“Anche questo Natale se lo semo…” è una citazione di un cinepanettone degli anni 80. Uno dei primi. Uno di quelli che più o meno tutti ricordiamo con nostalgia per due ragioni. La prima è che il cinepanettone non era ancora così stupido (ma solo molto leggero). La seconda è che dire “cinepanettone” non era ancora sinonimo di pupu (i bambini capiranno).
Quello che prima sembrava normale nel periodo natalizio (guardare un film di Boldi e De Sica mentre toccano le tette alla Parietti) oggi è sinonimo di ignoranza buia e massiccia. Una cosa straordinaria. Ma non succede solo a Natale, ormai il normale camuffato da eccelso lo troviamo tutto l’anno. Vedi il caso degli agenti Movio e Scatà. In un blog leggermente più famoso di questo, quello di Selvaggia Lucarelli, la stessa autrice sostiene che i due che hanno ucciso Amri non sono degli eroi. È chiaro, lei lo fa perché deve avere una posizione di contrasto come tutti i blogger di successo (scrivere l’ovvio non ti aiuta), deve far parlare di sè. Spesso non sono d’accordo con la Selvaggia nazionale, ma stavolta non penso che abbia tutti i torti. Hanno fatto il loro lavoro. L’hanno fatto bene sì, ma hanno scelto loro di fare quello che fanno nella vita. Quindi il normale diventa ancora una volta straordinario. Magari sono i social che ci hanno fatto perdere il contatto con la realtà e ingigantiscono tutto.
Succede anche con la solidarietà. Quella sbarbina che esiste, guarda caso, solo in questo periodo, come se nel resto dell’anno avessimo la patente per ignorare il prossimo.

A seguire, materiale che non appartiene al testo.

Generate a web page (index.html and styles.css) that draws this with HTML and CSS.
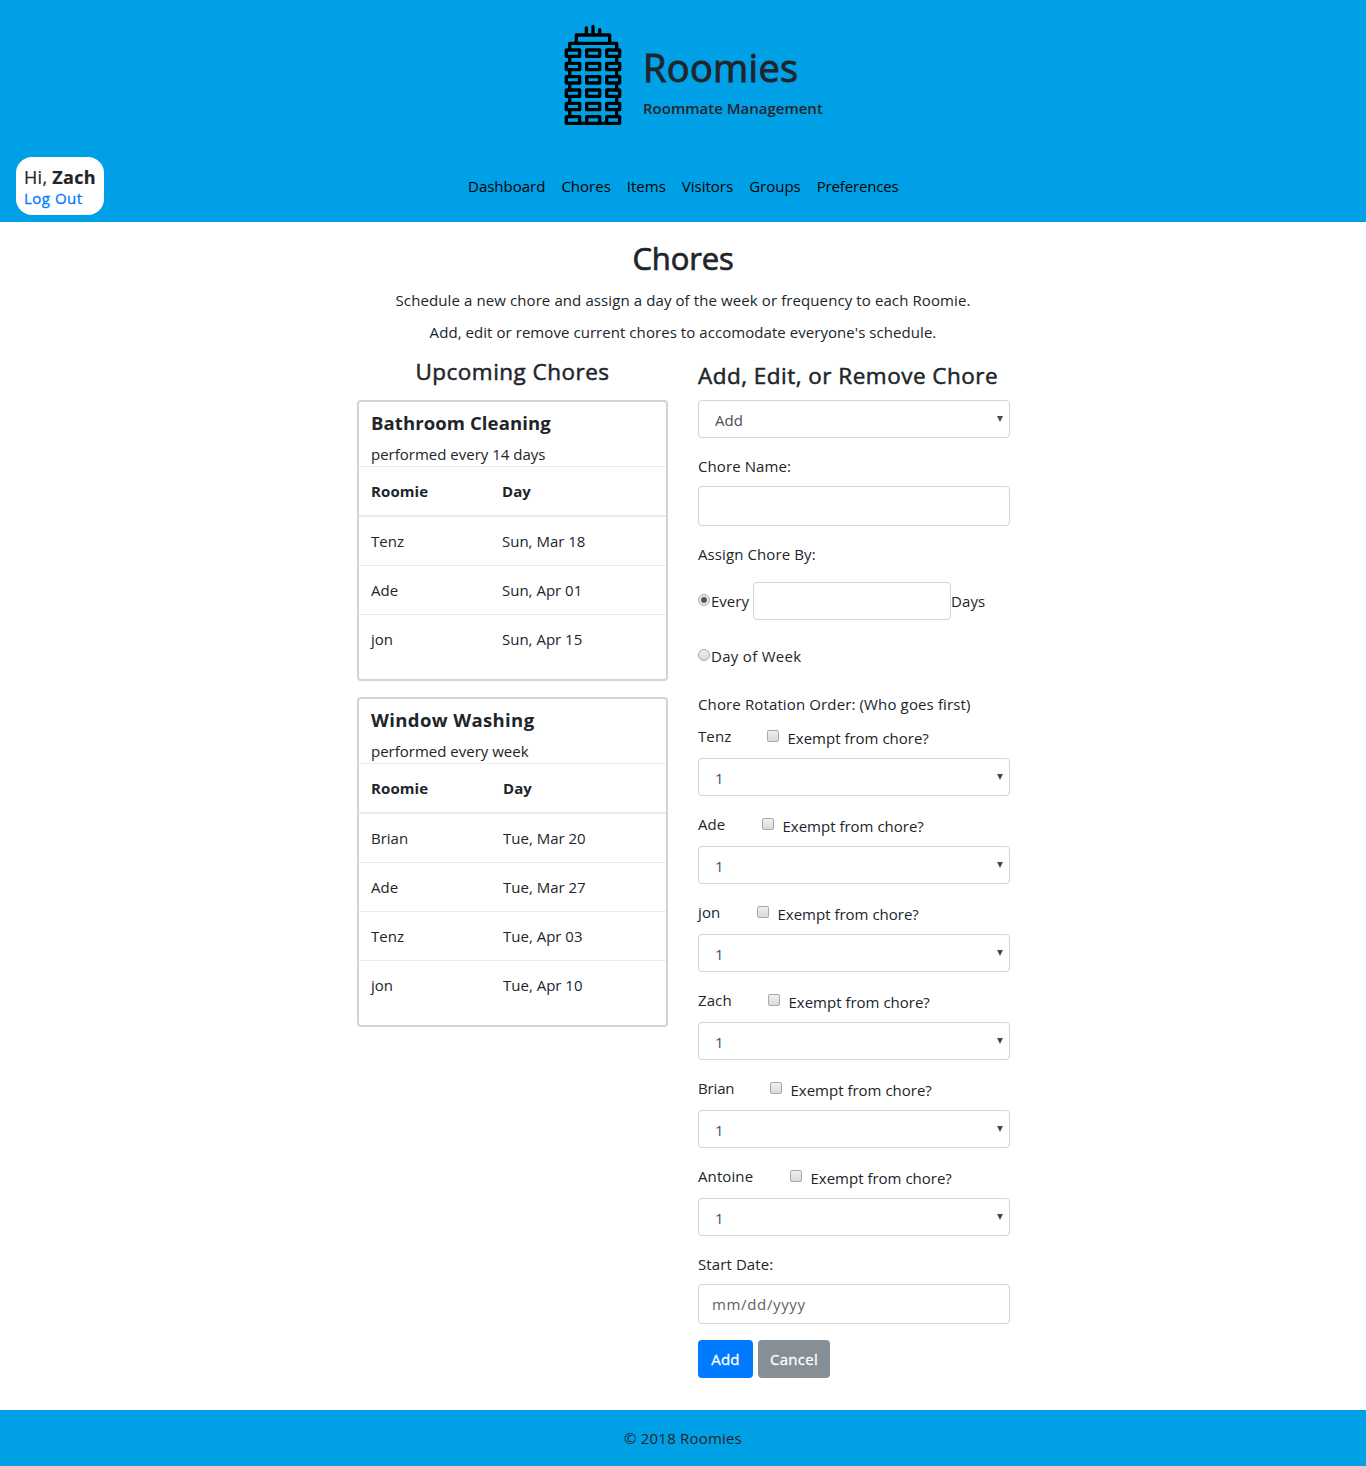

Sono singolari manifestazioni di affetto verso un non meglio definito soggetto, solitamente un povero o un malato. E allora via di giacca e cravatta, inviti ad personam (perché non tutti sono degni di essere solidali, ci mancherebbe!), uno spettacolino di cabaret (magari sempre lo stesso) che fa sempre comodo per passare una serata, oppure una bella cena (con la pancia piena siamo tutti più magnanimi) e via di reclam: “Signore e Signori, noi ce ne fottiamo tutto l’anno ma siccome siamo in giacca e cravatta, siamo buoni e abbiamo raccolto 1000 euro“. Applausi.
Cifra che probabilmente servirà a comprare i cotton fioc per un paesino dell’Africa nera (mentre, a stomaco vuoto, quando toglieremo la giacca e la cravatta, scriveremo sui social che bisogna cacciare a calci nel sedere questi “neri” che ci rubano il lavoro e ricevono 35 euro al giorno…il festival dell’ignoranza) o per i terremotati di chissà quale città.
In questi casi il genere umano supera la fantasia dei migliori film futuristici degli anni 70. Ci vestiamo bene per dare una mano a chi non ha un tetto. È come se per aiutare i cleptomani, organizzassimo una caccia al tesoro.
Sono le cose che non hanno senso. La solidarietà, quella vera, si fa in silenzio. Il resto è quello che siamo oggi. Non siamo più la normalità, siamo apparenza, nel fare e nel pensare.
Quest’anno mi volevo segnare i nomi di tutti i messaggi che mi augurano serenità e pace di chi tutto l’anno si comporta peggio dei fratelli Duke di “Una poltrona per due”. Poi la pigrizia ha avuto il sopravvento. O forse non me ne frega niente. Sono gli stessi che dicono “fai gli auguri a Casa“. Troppo buoni. Non mi serve il messaggio a Natale, quindi “ricambio, a te e a tutto il palazzo“.